Arthur Little's European Center
at Heart of Business Model
Corporate real estate strategies are often glaringly out of step with their companies' overall business models.
Just the opposite is true, though, in the recent European location move by global consulting firm Arthur D. Little (ADL at www.adlittle.com). In fact, the decision to center ADL's European technology management business in Cambridge Science Park (www.cambridge-science-park.com) is an integral part of the new business model that's being implemented by Cambridge Consultants Ltd. (CCL at www.camcon.co.uk), which has been ADL's European technology arm since 1972.
That Cambridge Science Park location northeast of London will serve as the base of operations for the coordination, management and implementation of ADL's Technology and Innovation Management (EuroTIM) services. EuroTIM business units assist clients in generating, applying and managing technology.
Centering EuroTIM activities in Cambridge provides the setting necessary in implementing the new business model, according to CCL Managing Director Howard Biddle.
"Our new business model describes our route to becoming the foremost technology innovator in the world," Biddle asserts. "The model facilitates us to forming partnerships [and] gives us the freedom to experiment with innovative ideas and to create new businesses. We can do all this while continuing to offer our clients the security of working with a globally established firm."
As Biddle and other CCL officials explained, the new business model is designed to "increase radically" CCL's rate of creating, incubating and launching new ventures. Business areas already designated under the new plan for business development include e-commerce, drug delivery devices, digital printing and micro-controllers, officials explained.
CCL officials provided some of the details of how the new model will promote spin-offs. Business areas in which company officials see high growth potential will become distinct, specialized business units, they explained. Those units will then self-manage their own day-to-day activities, and they will be free to recruit from within the company's core business or from outside the company.
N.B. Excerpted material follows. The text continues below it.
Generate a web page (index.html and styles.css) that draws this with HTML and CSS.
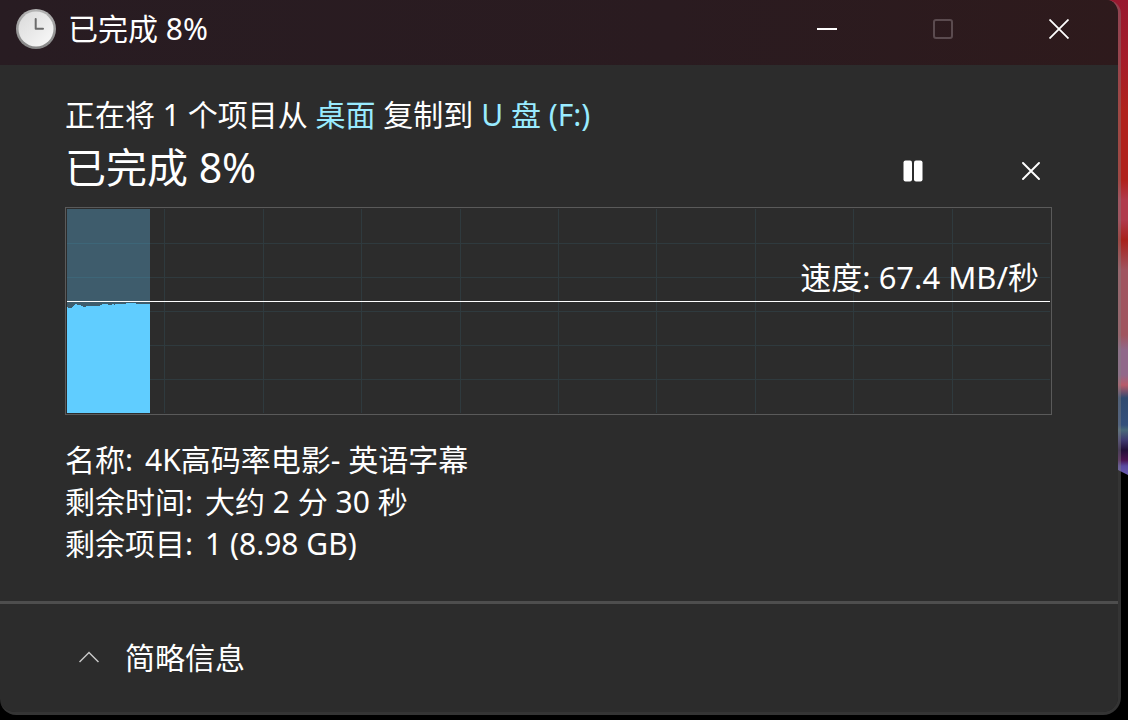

Those new units, though, will be "coordinated" from the company's core business, which will provide them with systems and support, officials added. Funding for the new business units will come from a Technology Investment Board that new CEO ADL Lorenzo Lamadrid has created.
The Cambridge Science Park has already proved to be fertile turf for one major CCL spin-off, Cambridge Silicon Radio, which was developed last year. More CCL spin-offs will be announced during 2000, company officials explained.
Employee recruitment and retention issues were also part of the location decision.
For one thing, the Cambridge concentration will facilitate what CCL officials called "an increasingly . . . merit-driven career structure."
Employees will be able to choose whether they can best advance their careers from within the core business units or from the new business units, according to CCL officials.
In addition, the Cambridge location also puts the operation in the center of a high-skill labor pool, as well as a large group of high-quality companies with which to cooperate.
Currently, 64 companies employing some 4,000 people are located inside the park. And the city of Cambridge includes operations for some 1,200 companies that employ around 35,000 people.
Increased synergies between CCL and parent ADL are another benefit that company officials are hoping that the new location will facilitate.
Said Steve Bone, leader of ADL's EuroTIM practice "ADL's technology and innovation management businesses are enjoying remarkable success across Europe. We are recruiting aggressively to take advantage of the opportunity for growth that has been provided by our success.
"To focus this growth on Cambridge, one of the most advanced centers for technology in Europe, is a great decision," Bone continued. "In conjunction with the development of the Cambridge campus, it will enable us to raise our services to new levels."
Added Biddle, "I'm delighted that the Cambridge Campus is to be the focus of ADL's technology interests for Europe. Such a close integration of a broad range of technology-related services means that both CCL's technology development services and ADL's consulting practices can accommodate clients' needs with a far greater flexibility than can our competitors.
"It's a perfect illustration," Biddle said, "of how the whole can be greater than the sum of the parts."
CCL and ADL officials may be hoping that the success of the European center ultimately mirrors that of Cambridge Science Park. But they're certainly hoping that their success isn't so long in coming.
Located on the northeastern edge of the city of Cambridge, the Cambridge Science Park site has belonged to Trinity College since that educational institution's 1546 founding by King Henry VIII.
But the site was primarily used as farmland well into the 1940s. During World War II, though, it was requisitioned by the U.S. Army, which used it to prepare vehicles and tanks for the D-Day landings in Europe.
For years afterward, the property was largely neglected. Finally, local officials in 1970 set out to develop a science park that echoed the groundbreaking Stanford Park created in the 1960s in the U.S.
At first, few businesses flocked to the site. But by the 1980s more and businesses were beginning to realize that the economy was undergoing a fundamental shift. And that dawning realization was the trigger in Cambridge Science Park's transformation into an R&D hotbed.
We wonder how Henry the VIII would feel about all this. Marriage-minded, we're sure.